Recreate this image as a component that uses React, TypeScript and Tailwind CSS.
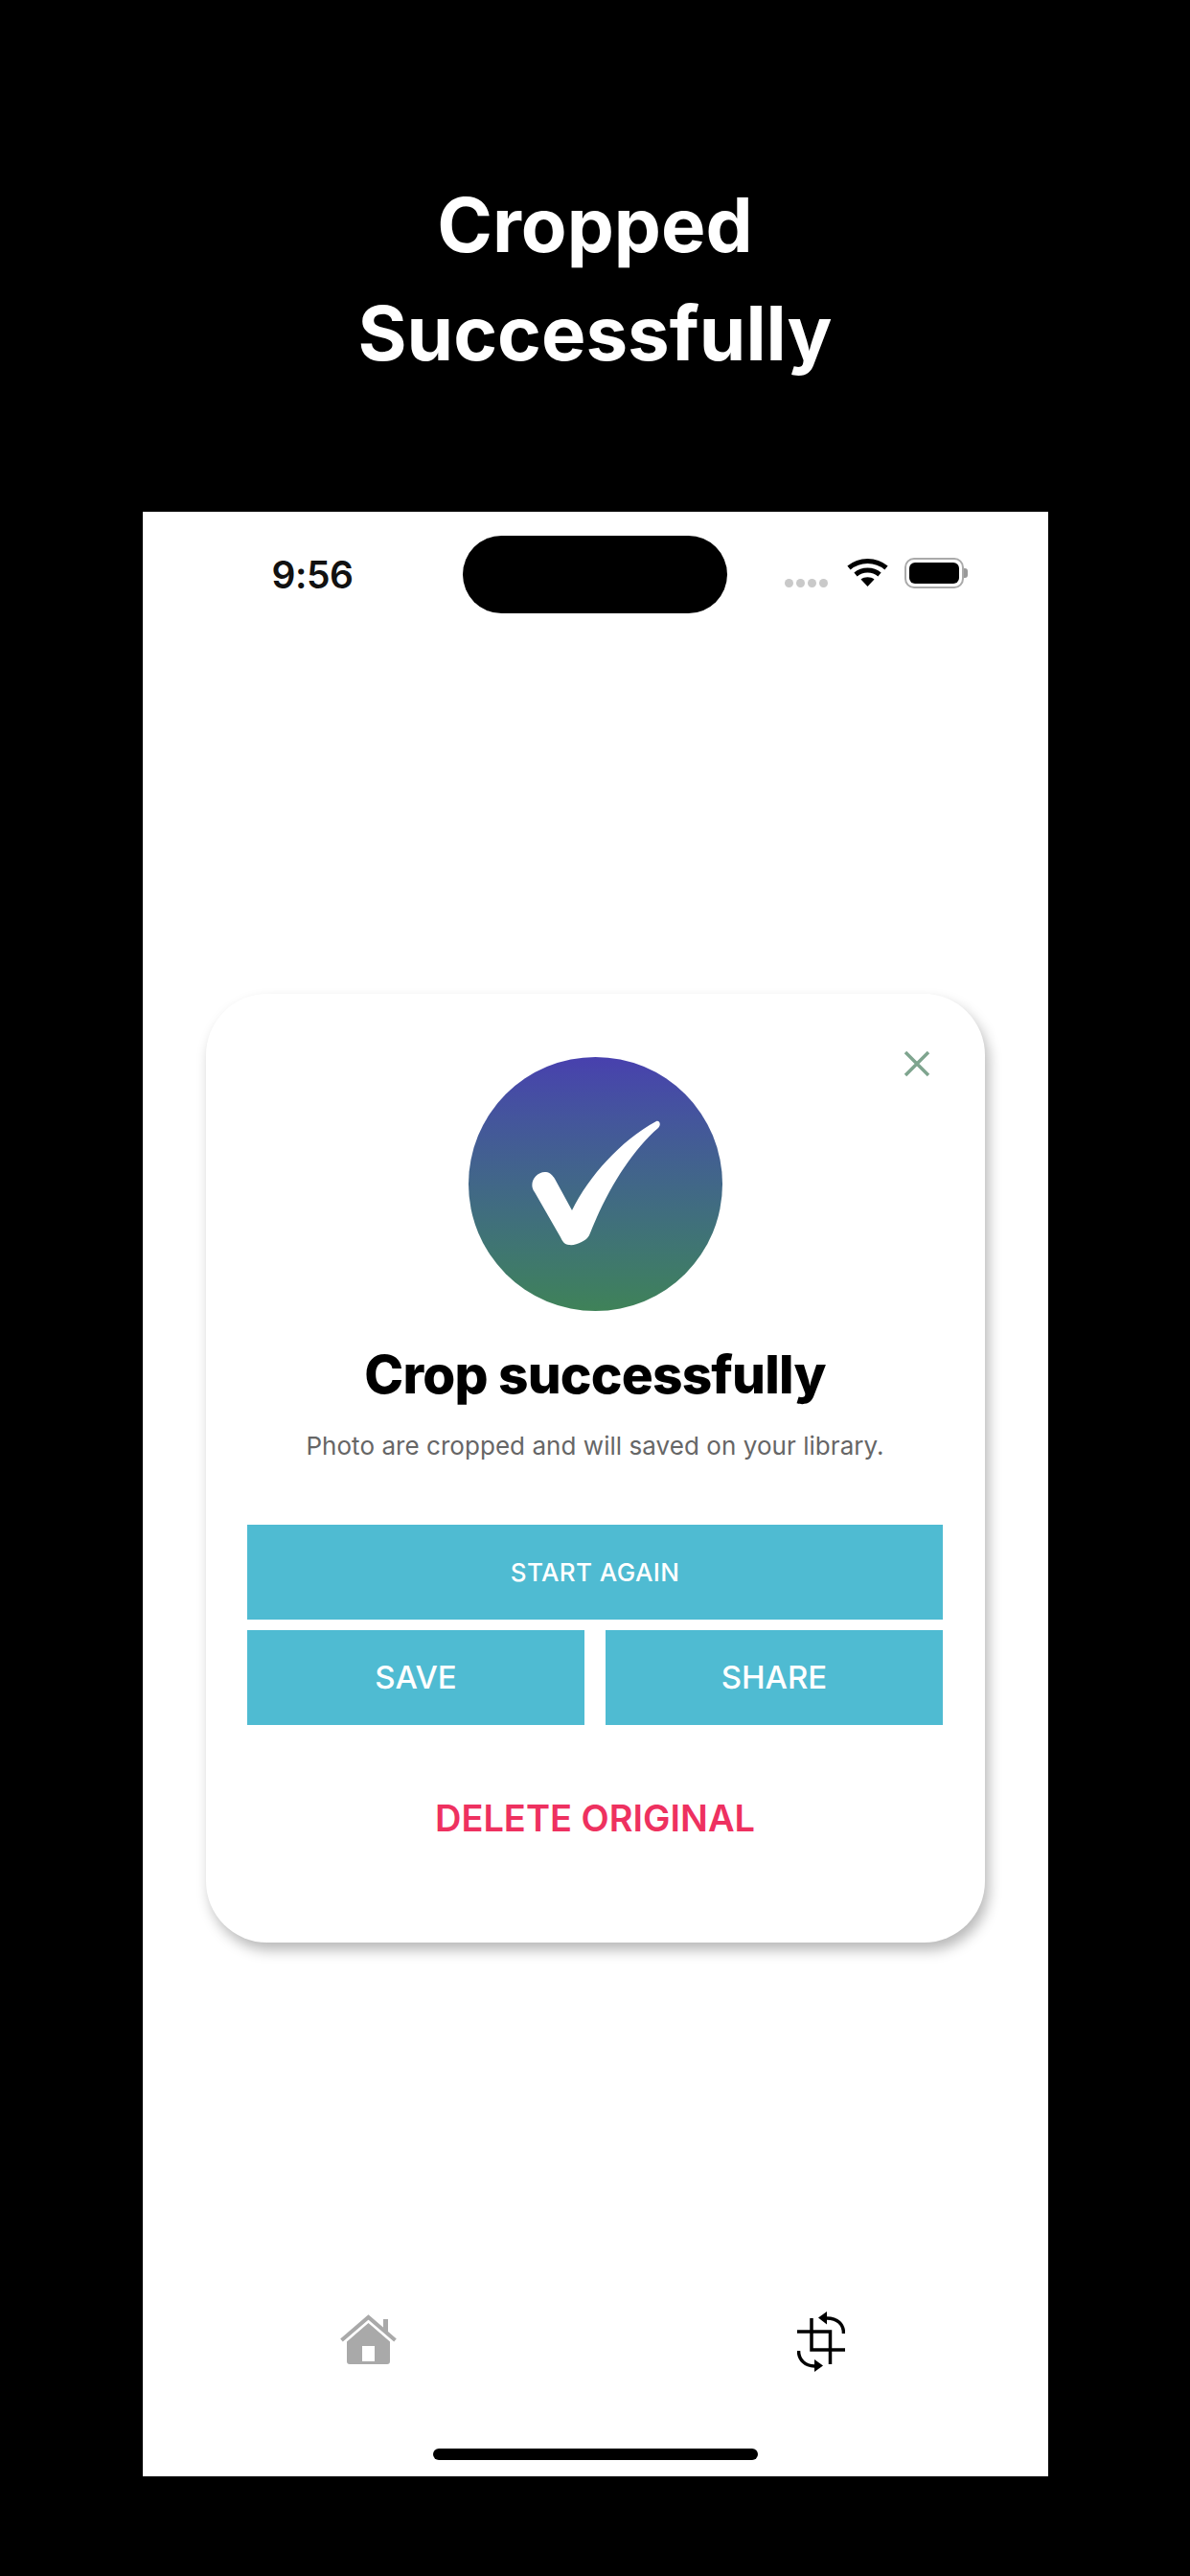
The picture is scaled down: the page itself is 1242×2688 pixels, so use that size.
import React from 'react';

const inter = "font-['Inter','Liberation_Sans',sans-serif]";

const StatusBar = () => (
    <div className="flex items-center pt-[25px] pl-[135px] h-[106px] shrink-0">
        <span className={`w-[199px] text-[39px] leading-[81px] font-semibold tracking-[-0.5px] text-[#111] ${inter}`}>9:56</span>
        <div className="w-[276px] h-[81px] rounded-[41px] bg-black shrink-0" />
        <div className="flex items-center ml-[60px] -mt-[2px]">
            <div className="flex gap-[3px] mt-[20px]">
                <span className="w-[9px] h-[9px] rounded-full bg-[#c9c9c9]" />
                <span className="w-[9px] h-[9px] rounded-full bg-[#c9c9c9]" />
                <span className="w-[9px] h-[9px] rounded-full bg-[#c9c9c9]" />
                <span className="w-[9px] h-[9px] rounded-full bg-[#c9c9c9]" />
            </div>
            <svg className="ml-[20px] -mt-[2px]" width="43" height="31" viewBox="0 0 43 31" fill="none" stroke="#000" strokeWidth="5">
                <path d="M2 10.5 C13 1 30 1 41 10.5" />
                <path d="M9 17.5 C16 11.5 27 11.5 34 17.5" />
                <path d="M21.5 30 L14.5 22.5 C18 19.5 25 19.5 28.5 22.5 Z" fill="#000" stroke="none" />
            </svg>
            <div className="ml-[17px] -mt-[2px] flex items-center">
                <div className="w-[62px] h-[32px] rounded-[10px] border-[2px] border-[#aaa] p-[3px]">
                    <div className="w-full h-full rounded-[6px] bg-black" />
                </div>
                <div className="w-[4px] h-[10px] rounded-r-[3px] bg-[#999]" />
            </div>
        </div>
    </div>
);

const CheckBadge = () => (
    <div className="w-[265px] h-[265px] rounded-full bg-gradient-to-b from-[#4840ae] to-[#3f8258] flex items-center justify-center">
        <svg width="265" height="265" viewBox="0 0 265 265">
            <path fill="#fff" d="M196 67 C200 66 201 71 198 74 C170 98 144 140 126 186 C123 192 112 197 105 196 C100 196 98 192 96 188 L69 141 C62 132 70 119 81 120 C85 120 88 124 90 127 L108 160 C126 124 158 88 196 67 Z" />
        </svg>
    </div>
);

const SuccessCard = () => (
    <div className={`relative w-[813px] h-[990px] mt-[397px] ml-[66px] bg-white rounded-[64px] shadow-[4px_8px_14px_rgba(0,0,0,0.28)] flex flex-col items-center pt-[66px] ${inter}`}>
        <svg className="absolute top-[59px] right-[57px]" width="28" height="28" viewBox="0 0 28 28" stroke="#7fa58f" strokeWidth="3.5" fill="none">
            <path d="M2 2 L26 26 M26 2 L2 26" />
        </svg>
        <CheckBadge />
        <h2 className="mt-[36px] text-[55px] leading-[60px] font-extrabold tracking-[-0.8px] text-black">Crop successfully</h2>
        <p className="mt-[29px] text-[26px] leading-[32px] tracking-[0.05px] text-[#666]">Photo are cropped and will saved on your library.</p>
        <div className="mt-[66px] w-[726px] flex flex-col gap-[11px]">
            <button className="h-[99px] bg-[#4fbbd2] text-white text-[26px] font-medium tracking-[0.4px]">START AGAIN</button>
            <div className="flex justify-between">
                <button className="w-[352px] h-[99px] bg-[#4fbbd2] text-white text-[33px] font-medium">SAVE</button>
                <button className="w-[352px] h-[99px] bg-[#4fbbd2] text-white text-[33px] font-medium">SHARE</button>
            </div>
        </div>
        <button className="mt-[74px] text-[38px] leading-[46px] font-semibold text-[#ee3160]">DELETE ORIGINAL</button>
    </div>
);

const TabBar = () => (
    <div className="mt-auto shrink-0">
        <div className="flex justify-between pl-[206px] pr-[212px]">
            <svg width="59" height="52" viewBox="0 0 59 52" className="mt-[3px]">
                <path d="M1.5 27 L29.5 3 L57.5 27" fill="none" stroke="#a9a9a9" strokeWidth="4" />
                <path d="M45 14 V5 H50 V20 Z" fill="#a9a9a9" />
                <path fillRule="evenodd" fill="#a9a9a9" d="M29.5 9 L52 28.5 V49 Q52 52 49 52 H10 Q7 52 7 49 V28.5 Z M23 33 V49 H36 V33 Z" />
            </svg>
            <svg width="50" height="63" viewBox="0 0 50 63" fill="none" stroke="#000" strokeWidth="3.5">
                <path d="M15 7 V40 H50 M0 21 H34.5 V55" />
                <path d="M48.5 23 C48.5 13 42 7 31 7" />
                <path d="M1.5 41 C1.5 50 8 57 18 57" />
                <path d="M31 0 V13.5 L22 6.5 Z" fill="#000" stroke="none" />
                <path d="M18 50 V63 L27 56.5 Z" fill="#000" stroke="none" />
            </svg>
        </div>
        <div className="mt-[80px] mb-[17px] mx-auto w-[339px] h-[12px] rounded-full bg-black" />
    </div>
);

export default function App() {
    return (
        <div className="w-[1242px] h-[2688px] bg-black flex flex-col items-center overflow-hidden">
            <h1 className={`h-[534px] pt-[178px] text-center text-white text-[78px] leading-[113px] font-bold ${inter}`}>
                Cropped
                <br />
                Successfully
            </h1>
            <div className="w-[945px] h-[2050px] bg-white flex flex-col">
                <StatusBar />
                <SuccessCard />
                <TabBar />
            </div>
        </div>
    );
}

Instructions for the task
Copy the whole listing above word for word but do not carry over the pictures.

Answer to this exercise
Recreate this image as a component that uses React, TypeScript and Tailwind CSS.
The picture is scaled down: the page itself is 1242×2688 pixels, so use that size.
import React from 'react';

const inter = "font-['Inter','Liberation_Sans',sans-serif]";

const StatusBar = () => (
    <div className="flex items-center pt-[25px] pl-[135px] h-[106px] shrink-0">
        <span className={`w-[199px] text-[39px] leading-[81px] font-semibold tracking-[-0.5px] text-[#111] ${inter}`}>9:56</span>
        <div className="w-[276px] h-[81px] rounded-[41px] bg-black shrink-0" />
        <div className="flex items-center ml-[60px] -mt-[2px]">
            <div className="flex gap-[3px] mt-[20px]">
                <span className="w-[9px] h-[9px] rounded-full bg-[#c9c9c9]" />
                <span className="w-[9px] h-[9px] rounded-full bg-[#c9c9c9]" />
                <span className="w-[9px] h-[9px] rounded-full bg-[#c9c9c9]" />
                <span className="w-[9px] h-[9px] rounded-full bg-[#c9c9c9]" />
            </div>
            <svg className="ml-[20px] -mt-[2px]" width="43" height="31" viewBox="0 0 43 31" fill="none" stroke="#000" strokeWidth="5">
                <path d="M2 10.5 C13 1 30 1 41 10.5" />
                <path d="M9 17.5 C16 11.5 27 11.5 34 17.5" />
                <path d="M21.5 30 L14.5 22.5 C18 19.5 25 19.5 28.5 22.5 Z" fill="#000" stroke="none" />
            </svg>
            <div className="ml-[17px] -mt-[2px] flex items-center">
                <div className="w-[62px] h-[32px] rounded-[10px] border-[2px] border-[#aaa] p-[3px]">
                    <div className="w-full h-full rounded-[6px] bg-black" />
                </div>
                <div className="w-[4px] h-[10px] rounded-r-[3px] bg-[#999]" />
            </div>
        </div>
    </div>
);

const CheckBadge = () => (
    <div className="w-[265px] h-[265px] rounded-full bg-gradient-to-b from-[#4840ae] to-[#3f8258] flex items-center justify-center">
        <svg width="265" height="265" viewBox="0 0 265 265">
            <path fill="#fff" d="M196 67 C200 66 201 71 198 74 C170 98 144 140 126 186 C123 192 112 197 105 196 C100 196 98 192 96 188 L69 141 C62 132 70 119 81 120 C85 120 88 124 90 127 L108 160 C126 124 158 88 196 67 Z" />
        </svg>
    </div>
);

const SuccessCard = () => (
    <div className={`relative w-[813px] h-[990px] mt-[397px] ml-[66px] bg-white rounded-[64px] shadow-[4px_8px_14px_rgba(0,0,0,0.28)] flex flex-col items-center pt-[66px] ${inter}`}>
        <svg className="absolute top-[59px] right-[57px]" width="28" height="28" viewBox="0 0 28 28" stroke="#7fa58f" strokeWidth="3.5" fill="none">
            <path d="M2 2 L26 26 M26 2 L2 26" />
        </svg>
        <CheckBadge />
        <h2 className="mt-[36px] text-[55px] leading-[60px] font-extrabold tracking-[-0.8px] text-black">Crop successfully</h2>
        <p className="mt-[29px] text-[26px] leading-[32px] tracking-[0.05px] text-[#666]">Photo are cropped and will saved on your library.</p>
        <div className="mt-[66px] w-[726px] flex flex-col gap-[11px]">
            <button className="h-[99px] bg-[#4fbbd2] text-white text-[26px] font-medium tracking-[0.4px]">START AGAIN</button>
            <div className="flex justify-between">
                <button className="w-[352px] h-[99px] bg-[#4fbbd2] text-white text-[33px] font-medium">SAVE</button>
                <button className="w-[352px] h-[99px] bg-[#4fbbd2] text-white text-[33px] font-medium">SHARE</button>
            </div>
        </div>
        <button className="mt-[74px] text-[38px] leading-[46px] font-semibold text-[#ee3160]">DELETE ORIGINAL</button>
    </div>
);

const TabBar = () => (
    <div className="mt-auto shrink-0">
        <div className="flex justify-between pl-[206px] pr-[212px]">
            <svg width="59" height="52" viewBox="0 0 59 52" className="mt-[3px]">
                <path d="M1.5 27 L29.5 3 L57.5 27" fill="none" stroke="#a9a9a9" strokeWidth="4" />
                <path d="M45 14 V5 H50 V20 Z" fill="#a9a9a9" />
                <path fillRule="evenodd" fill="#a9a9a9" d="M29.5 9 L52 28.5 V49 Q52 52 49 52 H10 Q7 52 7 49 V28.5 Z M23 33 V49 H36 V33 Z" />
            </svg>
            <svg width="50" height="63" viewBox="0 0 50 63" fill="none" stroke="#000" strokeWidth="3.5">
                <path d="M15 7 V40 H50 M0 21 H34.5 V55" />
                <path d="M48.5 23 C48.5 13 42 7 31 7" />
                <path d="M1.5 41 C1.5 50 8 57 18 57" />
                <path d="M31 0 V13.5 L22 6.5 Z" fill="#000" stroke="none" />
                <path d="M18 50 V63 L27 56.5 Z" fill="#000" stroke="none" />
            </svg>
        </div>
        <div className="mt-[80px] mb-[17px] mx-auto w-[339px] h-[12px] rounded-full bg-black" />
    </div>
);

export default function App() {
    return (
        <div className="w-[1242px] h-[2688px] bg-black flex flex-col items-center overflow-hidden">
            <h1 className={`h-[534px] pt-[178px] text-center text-white text-[78px] leading-[113px] font-bold ${inter}`}>
                Cropped
                <br />
                Successfully
            </h1>
            <div className="w-[945px] h-[2050px] bg-white flex flex-col">
                <StatusBar />
                <SuccessCard />
                <TabBar />
            </div>
        </div>
    );
}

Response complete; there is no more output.